Studies on post-dryout heat transfer in R-134a vertical flow

Abstract

An experimental study of post-dryout heat transfer with the coolant R-134a was performed in a vertical round tube with upward flow. The experiments were conducted in an uniformly heated tube with an inside diameter of 10 mm and a heated length of 3100 mm, at pressures of 11.1 bar, 16 bar and 28 bar, with varying mass flux in the range of 300–1500 kg/m2s.The results show that for higher mass fluxes and higher heat fluxes the wall temperature decreases after reaching a peak close to the critical vapor quality, while at lower mass fluxes the wall temperature keeps increasing after dryout. The phenomenon described last is shifted to even lower mass fluxes with rising pressure.

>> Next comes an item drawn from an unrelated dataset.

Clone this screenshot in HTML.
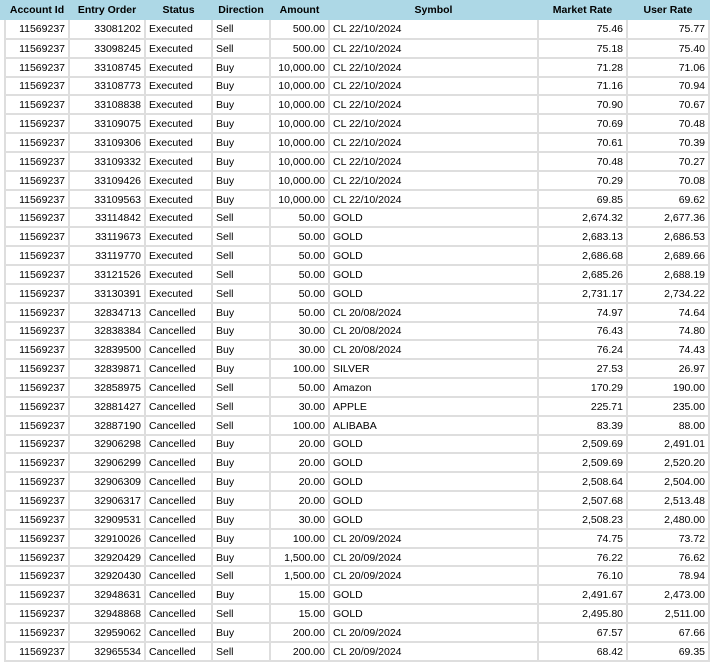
<!DOCTYPE html>
<html><head><meta charset="utf-8"><style>
body{margin:0;background:#fff;width:714px;height:667px;overflow:hidden;font-family:"Liberation Sans",Arial,sans-serif;font-size:10.5px;color:#000}
.hdr{position:absolute;left:0;top:0;width:710px;height:20px;background:#add8e6}
table{position:absolute;left:4px;top:0;border-collapse:collapse;table-layout:fixed}
td,th{padding:0 3px;white-space:nowrap;overflow:hidden;line-height:12px;vertical-align:middle}
th{height:20px;font-weight:bold;text-align:center;border:none;padding:0 2px;box-sizing:border-box}
td{height:18.85px;border:2px solid #dedede;border-top:0;padding-top:1px;padding-bottom:0;box-sizing:border-box}
.r{text-align:right}
</style></head><body>
<div class="hdr"></div>
<table>
<colgroup><col style="width:64px"><col style="width:76px"><col style="width:67px"><col style="width:58px"><col style="width:59px"><col style="width:209px"><col style="width:89px"><col style="width:82px"></colgroup>
<tr><th>Account Id</th><th>Entry Order</th><th>Status</th><th>Direction</th><th>Amount</th><th>Symbol</th><th>Market Rate</th><th>User Rate</th></tr>
<tr><td class="r">11569237</td><td class="r">33081202</td><td>Executed</td><td>Sell</td><td class="r">500.00</td><td>CL 22/10/2024</td><td class="r">75.46</td><td class="r">75.77</td></tr>
<tr><td class="r">11569237</td><td class="r">33098245</td><td>Executed</td><td>Sell</td><td class="r">500.00</td><td>CL 22/10/2024</td><td class="r">75.18</td><td class="r">75.40</td></tr>
<tr><td class="r">11569237</td><td class="r">33108745</td><td>Executed</td><td>Buy</td><td class="r">10,000.00</td><td>CL 22/10/2024</td><td class="r">71.28</td><td class="r">71.06</td></tr>
<tr><td class="r">11569237</td><td class="r">33108773</td><td>Executed</td><td>Buy</td><td class="r">10,000.00</td><td>CL 22/10/2024</td><td class="r">71.16</td><td class="r">70.94</td></tr>
<tr><td class="r">11569237</td><td class="r">33108838</td><td>Executed</td><td>Buy</td><td class="r">10,000.00</td><td>CL 22/10/2024</td><td class="r">70.90</td><td class="r">70.67</td></tr>
<tr><td class="r">11569237</td><td class="r">33109075</td><td>Executed</td><td>Buy</td><td class="r">10,000.00</td><td>CL 22/10/2024</td><td class="r">70.69</td><td class="r">70.48</td></tr>
<tr><td class="r">11569237</td><td class="r">33109306</td><td>Executed</td><td>Buy</td><td class="r">10,000.00</td><td>CL 22/10/2024</td><td class="r">70.61</td><td class="r">70.39</td></tr>
<tr><td class="r">11569237</td><td class="r">33109332</td><td>Executed</td><td>Buy</td><td class="r">10,000.00</td><td>CL 22/10/2024</td><td class="r">70.48</td><td class="r">70.27</td></tr>
<tr><td class="r">11569237</td><td class="r">33109426</td><td>Executed</td><td>Buy</td><td class="r">10,000.00</td><td>CL 22/10/2024</td><td class="r">70.29</td><td class="r">70.08</td></tr>
<tr><td class="r">11569237</td><td class="r">33109563</td><td>Executed</td><td>Buy</td><td class="r">10,000.00</td><td>CL 22/10/2024</td><td class="r">69.85</td><td class="r">69.62</td></tr>
<tr><td class="r">11569237</td><td class="r">33114842</td><td>Executed</td><td>Sell</td><td class="r">50.00</td><td>GOLD</td><td class="r">2,674.32</td><td class="r">2,677.36</td></tr>
<tr><td class="r">11569237</td><td class="r">33119673</td><td>Executed</td><td>Sell</td><td class="r">50.00</td><td>GOLD</td><td class="r">2,683.13</td><td class="r">2,686.53</td></tr>
<tr><td class="r">11569237</td><td class="r">33119770</td><td>Executed</td><td>Sell</td><td class="r">50.00</td><td>GOLD</td><td class="r">2,686.68</td><td class="r">2,689.66</td></tr>
<tr><td class="r">11569237</td><td class="r">33121526</td><td>Executed</td><td>Sell</td><td class="r">50.00</td><td>GOLD</td><td class="r">2,685.26</td><td class="r">2,688.19</td></tr>
<tr><td class="r">11569237</td><td class="r">33130391</td><td>Executed</td><td>Sell</td><td class="r">50.00</td><td>GOLD</td><td class="r">2,731.17</td><td class="r">2,734.22</td></tr>
<tr><td class="r">11569237</td><td class="r">32834713</td><td>Cancelled</td><td>Buy</td><td class="r">50.00</td><td>CL 20/08/2024</td><td class="r">74.97</td><td class="r">74.64</td></tr>
<tr><td class="r">11569237</td><td class="r">32838384</td><td>Cancelled</td><td>Buy</td><td class="r">30.00</td><td>CL 20/08/2024</td><td class="r">76.43</td><td class="r">74.80</td></tr>
<tr><td class="r">11569237</td><td class="r">32839500</td><td>Cancelled</td><td>Buy</td><td class="r">30.00</td><td>CL 20/08/2024</td><td class="r">76.24</td><td class="r">74.43</td></tr>
<tr><td class="r">11569237</td><td class="r">32839871</td><td>Cancelled</td><td>Buy</td><td class="r">100.00</td><td>SILVER</td><td class="r">27.53</td><td class="r">26.97</td></tr>
<tr><td class="r">11569237</td><td class="r">32858975</td><td>Cancelled</td><td>Sell</td><td class="r">50.00</td><td>Amazon</td><td class="r">170.29</td><td class="r">190.00</td></tr>
<tr><td class="r">11569237</td><td class="r">32881427</td><td>Cancelled</td><td>Sell</td><td class="r">30.00</td><td>APPLE</td><td class="r">225.71</td><td class="r">235.00</td></tr>
<tr><td class="r">11569237</td><td class="r">32887190</td><td>Cancelled</td><td>Sell</td><td class="r">100.00</td><td>ALIBABA</td><td class="r">83.39</td><td class="r">88.00</td></tr>
<tr><td class="r">11569237</td><td class="r">32906298</td><td>Cancelled</td><td>Buy</td><td class="r">20.00</td><td>GOLD</td><td class="r">2,509.69</td><td class="r">2,491.01</td></tr>
<tr><td class="r">11569237</td><td class="r">32906299</td><td>Cancelled</td><td>Buy</td><td class="r">20.00</td><td>GOLD</td><td class="r">2,509.69</td><td class="r">2,520.20</td></tr>
<tr><td class="r">11569237</td><td class="r">32906309</td><td>Cancelled</td><td>Buy</td><td class="r">20.00</td><td>GOLD</td><td class="r">2,508.64</td><td class="r">2,504.00</td></tr>
<tr><td class="r">11569237</td><td class="r">32906317</td><td>Cancelled</td><td>Buy</td><td class="r">20.00</td><td>GOLD</td><td class="r">2,507.68</td><td class="r">2,513.48</td></tr>
<tr><td class="r">11569237</td><td class="r">32909531</td><td>Cancelled</td><td>Buy</td><td class="r">30.00</td><td>GOLD</td><td class="r">2,508.23</td><td class="r">2,480.00</td></tr>
<tr><td class="r">11569237</td><td class="r">32910026</td><td>Cancelled</td><td>Buy</td><td class="r">100.00</td><td>CL 20/09/2024</td><td class="r">74.75</td><td class="r">73.72</td></tr>
<tr><td class="r">11569237</td><td class="r">32920429</td><td>Cancelled</td><td>Buy</td><td class="r">1,500.00</td><td>CL 20/09/2024</td><td class="r">76.22</td><td class="r">76.62</td></tr>
<tr><td class="r">11569237</td><td class="r">32920430</td><td>Cancelled</td><td>Sell</td><td class="r">1,500.00</td><td>CL 20/09/2024</td><td class="r">76.10</td><td class="r">78.94</td></tr>
<tr><td class="r">11569237</td><td class="r">32948631</td><td>Cancelled</td><td>Buy</td><td class="r">15.00</td><td>GOLD</td><td class="r">2,491.67</td><td class="r">2,473.00</td></tr>
<tr><td class="r">11569237</td><td class="r">32948868</td><td>Cancelled</td><td>Sell</td><td class="r">15.00</td><td>GOLD</td><td class="r">2,495.80</td><td class="r">2,511.00</td></tr>
<tr><td class="r">11569237</td><td class="r">32959062</td><td>Cancelled</td><td>Buy</td><td class="r">200.00</td><td>CL 20/09/2024</td><td class="r">67.57</td><td class="r">67.66</td></tr>
<tr><td class="r">11569237</td><td class="r">32965534</td><td>Cancelled</td><td>Sell</td><td class="r">200.00</td><td>CL 20/09/2024</td><td class="r">68.42</td><td class="r">69.35</td></tr>
</table>
</body></html>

Furthermore, it was found that at increasing pressure as well as at increasing mass flux the dryout location is shifted to lower equilibrium vapor qualities.Based on the experimental results and existing prediction methods, a theoretical model was developed to describe the heat transfer in the post-dryout area. It divides the post-dryout area into a developing and a developed region. A correction factor was introduced to model the droplet distribution in the cross-section of the fully developed region. A comparison with selected post-dryout heat transfer models from the literature for the experimental parameter range in the present study shows a good applicability of the new model.